■ TO BE DONE ■
Copy each line below exactly and leave the pictures out.

■ INFORMATION SUPPLIED ■

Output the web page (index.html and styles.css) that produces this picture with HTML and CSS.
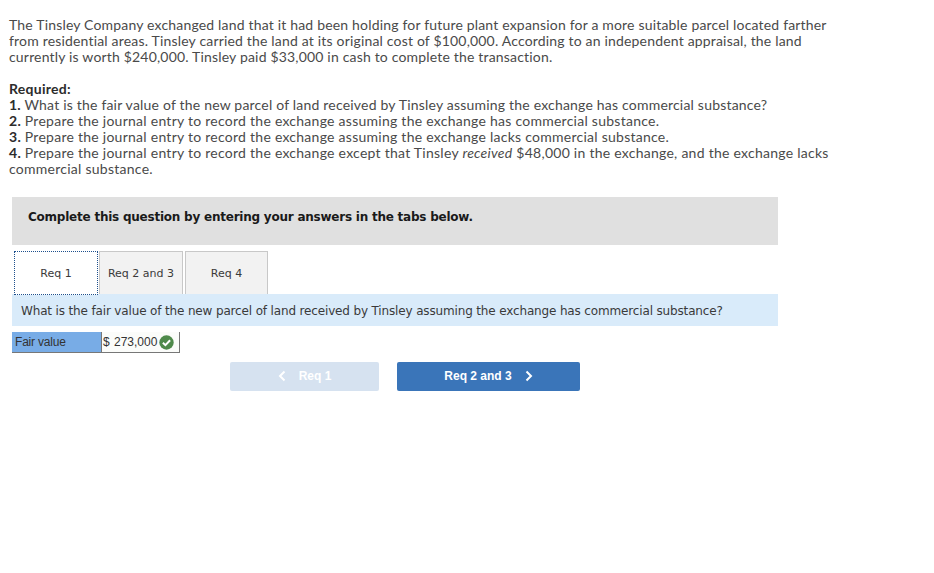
FILE: index.html
```html
<!DOCTYPE html>
<html lang="en">
<head>
<meta charset="utf-8">
<title>Tinsley Company</title>
<link rel="stylesheet" href="styles.css">
</head>
<body>
<div class="problem">
  <p class="para">The Tinsley Company exchanged land that it had been holding for future plant expansion for a more suitable parcel located farther<br>from residential areas. Tinsley carried the land at its original cost of $100,000. According to an independent appraisal, the land<br>currently is worth $240,000. Tinsley paid $33,000 in cash to complete the transaction.</p>
  <p class="para req"><b>Required:</b><br><span class="first"><b>1.</b> What is the fair value of the new parcel of land received by Tinsley assuming the exchange has commercial substance?</span><br><b>2.</b> Prepare the journal entry to record the exchange assuming the exchange has commercial substance.<br><b>3.</b> Prepare the journal entry to record the exchange assuming the exchange lacks commercial substance.<br><b>4.</b> Prepare the journal entry to record the exchange except that Tinsley <i>received</i> $48,000 in the exchange, and the exchange lacks<br>commercial substance.</p>
</div>
<div class="panel">
  <div class="banner">Complete this question by entering your answers in the tabs below.</div>
  <div class="tabs">
    <div class="tab tab-active">Req 1</div>
    <div class="tab tab-mid">Req 2 and 3</div>
    <div class="tab tab-last">Req 4</div>
  </div>
  <div class="question">What is the fair value of the new parcel of land received by Tinsley assuming the exchange has commercial substance?</div>
  <div class="answer">
    <div class="label">Fair value</div>
    <div class="value"><span>$ 273,000</span>
      <svg class="check" viewBox="0 0 15 15" width="15" height="15" aria-hidden="true"><circle cx="7.5" cy="7.5" r="7.2" fill="#4f8a4b"/><path d="M3.9 7.8 6.4 10.2 11.1 5.3" fill="none" stroke="#fff" stroke-width="2"/></svg>
    </div>
  </div>
  <div class="nav">
    <div class="btn btn-prev">
      <svg class="chev" viewBox="0 0 8 12" width="8" height="12" aria-hidden="true"><path d="M6.5 1.5 2 6l4.500 4.500" fill="none" stroke="#fff" stroke-width="2"/></svg>
      <span>Req 1</span>
    </div>
    <div class="btn btn-next">
      <span>Req 2 and 3</span>
      <svg class="chev" viewBox="0 0 8 12" width="8" height="12" aria-hidden="true"><path d="M1.500 1.500 6 6l-4.500 4.500" fill="none" stroke="#fff" stroke-width="2"/></svg>
    </div>
  </div>
</div>
</body>
</html>
```
FILE: styles.css
```css
html, body { margin: 0; padding: 0; background: #fff; }
body { width: 934px; height: 573px; overflow: hidden; }
.problem {
  padding: 17px 0 0 9px;
  font-family: "Lato", "Liberation Sans", sans-serif;
  font-size: 14px;
  line-height: 16px;
  color: #4a4a4a;
  letter-spacing: 0.18px;
  white-space: nowrap;
}
.para { margin: 0 0 16px; }
.req { margin-bottom: 20px; letter-spacing: 0.26px; }
.req .first { letter-spacing: 0.2px; }
.req b { color: #2c2c2c; }
.panel { margin-left: 12px; width: 766px; }
.banner {
  height: 48px;
  background: #e0e0e0;
  padding-left: 16px;
  font: bold 12px/40px "DejaVu Sans", sans-serif;
  letter-spacing: -0.23px;
  color: #1a1a1a;
}
.tabs { display: flex; margin-top: 6px; padding-left: 2px; height: 43px; }
.tab {
  box-sizing: border-box;
  height: 43px;
  display: flex;
  align-items: center;
  justify-content: center;
  font: 11px "DejaVu Sans", sans-serif;
  color: #3a3a3a;
  background: #f2f2f2;
  border: 1px solid #c8c8c8;
  border-bottom: 0;
}
.tab-active {
  width: 84px;
  height: 44px;
  background: #fff;
  border: 1px dotted #1d4f8c;
  margin-right: 1px;
  position: relative;
  z-index: 1;
}
.tab-mid { width: 84px; margin-right: 2px; }
.tab-last { width: 83px; }
.question {
  height: 32px;
  background: #d9ebfa;
  padding-left: 9px;
  font: 12px/34px "DejaVu Sans", sans-serif;
  letter-spacing: -0.15px;
  color: #3a3a3a;
}
.answer { display: flex; margin-top: 6px; height: 21px; font: 12px "Liberation Sans", sans-serif; color: #333; }
.label {
  box-sizing: border-box;
  width: 90px;
  background: #78ace6;
  padding-left: 3px;
  line-height: 20px;
  letter-spacing: -0.2px;
  border-bottom: 1px solid #777;
  border-right: 1px solid #777;
}
.value {
  box-sizing: border-box;
  width: 78px;
  display: flex;
  align-items: center;
  gap: 2px;
  padding-left: 1px;
  background: #fbfcfa;
  word-spacing: 1px;
  border-bottom: 1px solid #777;
  border-right: 1px solid #777;
}
.check { display: block; flex: none; }
.nav { display: flex; margin: 9px 0 0 218px; gap: 18px; }
.btn {
  box-sizing: border-box;
  height: 29px;
  padding-bottom: 2px;
  border-radius: 2px;
  display: flex;
  align-items: center;
  justify-content: center;
  font: bold 12px "Liberation Sans", sans-serif;
  color: #fff;
}
.btn-prev { width: 149px; background: #d6e2f0; gap: 13px; }
.btn-next { width: 183px; background: #3a75b9; gap: 13px; }
.chev { display: block; flex: none; }
```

■ ANSWER TO THE PROBLEM ■
Output the web page (index.html and styles.css) that produces this picture with HTML and CSS.
FILE: index.html
```html
<!DOCTYPE html>
<html lang="en">
<head>
<meta charset="utf-8">
<title>Tinsley Company</title>
<link rel="stylesheet" href="styles.css">
</head>
<body>
<div class="problem">
  <p class="para">The Tinsley Company exchanged land that it had been holding for future plant expansion for a more suitable parcel located farther<br>from residential areas. Tinsley carried the land at its original cost of $100,000. According to an independent appraisal, the land<br>currently is worth $240,000. Tinsley paid $33,000 in cash to complete the transaction.</p>
  <p class="para req"><b>Required:</b><br><span class="first"><b>1.</b> What is the fair value of the new parcel of land received by Tinsley assuming the exchange has commercial substance?</span><br><b>2.</b> Prepare the journal entry to record the exchange assuming the exchange has commercial substance.<br><b>3.</b> Prepare the journal entry to record the exchange assuming the exchange lacks commercial substance.<br><b>4.</b> Prepare the journal entry to record the exchange except that Tinsley <i>received</i> $48,000 in the exchange, and the exchange lacks<br>commercial substance.</p>
</div>
<div class="panel">
  <div class="banner">Complete this question by entering your answers in the tabs below.</div>
  <div class="tabs">
    <div class="tab tab-active">Req 1</div>
    <div class="tab tab-mid">Req 2 and 3</div>
    <div class="tab tab-last">Req 4</div>
  </div>
  <div class="question">What is the fair value of the new parcel of land received by Tinsley assuming the exchange has commercial substance?</div>
  <div class="answer">
    <div class="label">Fair value</div>
    <div class="value"><span>$ 273,000</span>
      <svg class="check" viewBox="0 0 15 15" width="15" height="15" aria-hidden="true"><circle cx="7.5" cy="7.5" r="7.2" fill="#4f8a4b"/><path d="M3.9 7.8 6.4 10.2 11.1 5.3" fill="none" stroke="#fff" stroke-width="2"/></svg>
    </div>
  </div>
  <div class="nav">
    <div class="btn btn-prev">
      <svg class="chev" viewBox="0 0 8 12" width="8" height="12" aria-hidden="true"><path d="M6.5 1.5 2 6l4.500 4.500" fill="none" stroke="#fff" stroke-width="2"/></svg>
      <span>Req 1</span>
    </div>
    <div class="btn btn-next">
      <span>Req 2 and 3</span>
      <svg class="chev" viewBox="0 0 8 12" width="8" height="12" aria-hidden="true"><path d="M1.500 1.500 6 6l-4.500 4.500" fill="none" stroke="#fff" stroke-width="2"/></svg>
    </div>
  </div>
</div>
</body>
</html>
```
FILE: styles.css
```css
html, body { margin: 0; padding: 0; background: #fff; }
body { width: 934px; height: 573px; overflow: hidden; }
.problem {
  padding: 17px 0 0 9px;
  font-family: "Lato", "Liberation Sans", sans-serif;
  font-size: 14px;
  line-height: 16px;
  color: #4a4a4a;
  letter-spacing: 0.18px;
  white-space: nowrap;
}
.para { margin: 0 0 16px; }
.req { margin-bottom: 20px; letter-spacing: 0.26px; }
.req .first { letter-spacing: 0.2px; }
.req b { color: #2c2c2c; }
.panel { margin-left: 12px; width: 766px; }
.banner {
  height: 48px;
  background: #e0e0e0;
  padding-left: 16px;
  font: bold 12px/40px "DejaVu Sans", sans-serif;
  letter-spacing: -0.23px;
  color: #1a1a1a;
}
.tabs { display: flex; margin-top: 6px; padding-left: 2px; height: 43px; }
.tab {
  box-sizing: border-box;
  height: 43px;
  display: flex;
  align-items: center;
  justify-content: center;
  font: 11px "DejaVu Sans", sans-serif;
  color: #3a3a3a;
  background: #f2f2f2;
  border: 1px solid #c8c8c8;
  border-bottom: 0;
}
.tab-active {
  width: 84px;
  height: 44px;
  background: #fff;
  border: 1px dotted #1d4f8c;
  margin-right: 1px;
  position: relative;
  z-index: 1;
}
.tab-mid { width: 84px; margin-right: 2px; }
.tab-last { width: 83px; }
.question {
  height: 32px;
  background: #d9ebfa;
  padding-left: 9px;
  font: 12px/34px "DejaVu Sans", sans-serif;
  letter-spacing: -0.15px;
  color: #3a3a3a;
}
.answer { display: flex; margin-top: 6px; height: 21px; font: 12px "Liberation Sans", sans-serif; color: #333; }
.label {
  box-sizing: border-box;
  width: 90px;
  background: #78ace6;
  padding-left: 3px;
  line-height: 20px;
  letter-spacing: -0.2px;
  border-bottom: 1px solid #777;
  border-right: 1px solid #777;
}
.value {
  box-sizing: border-box;
  width: 78px;
  display: flex;
  align-items: center;
  gap: 2px;
  padding-left: 1px;
  background: #fbfcfa;
  word-spacing: 1px;
  border-bottom: 1px solid #777;
  border-right: 1px solid #777;
}
.check { display: block; flex: none; }
.nav { display: flex; margin: 9px 0 0 218px; gap: 18px; }
.btn {
  box-sizing: border-box;
  height: 29px;
  padding-bottom: 2px;
  border-radius: 2px;
  display: flex;
  align-items: center;
  justify-content: center;
  font: bold 12px "Liberation Sans", sans-serif;
  color: #fff;
}
.btn-prev { width: 149px; background: #d6e2f0; gap: 13px; }
.btn-next { width: 183px; background: #3a75b9; gap: 13px; }
.chev { display: block; flex: none; }
```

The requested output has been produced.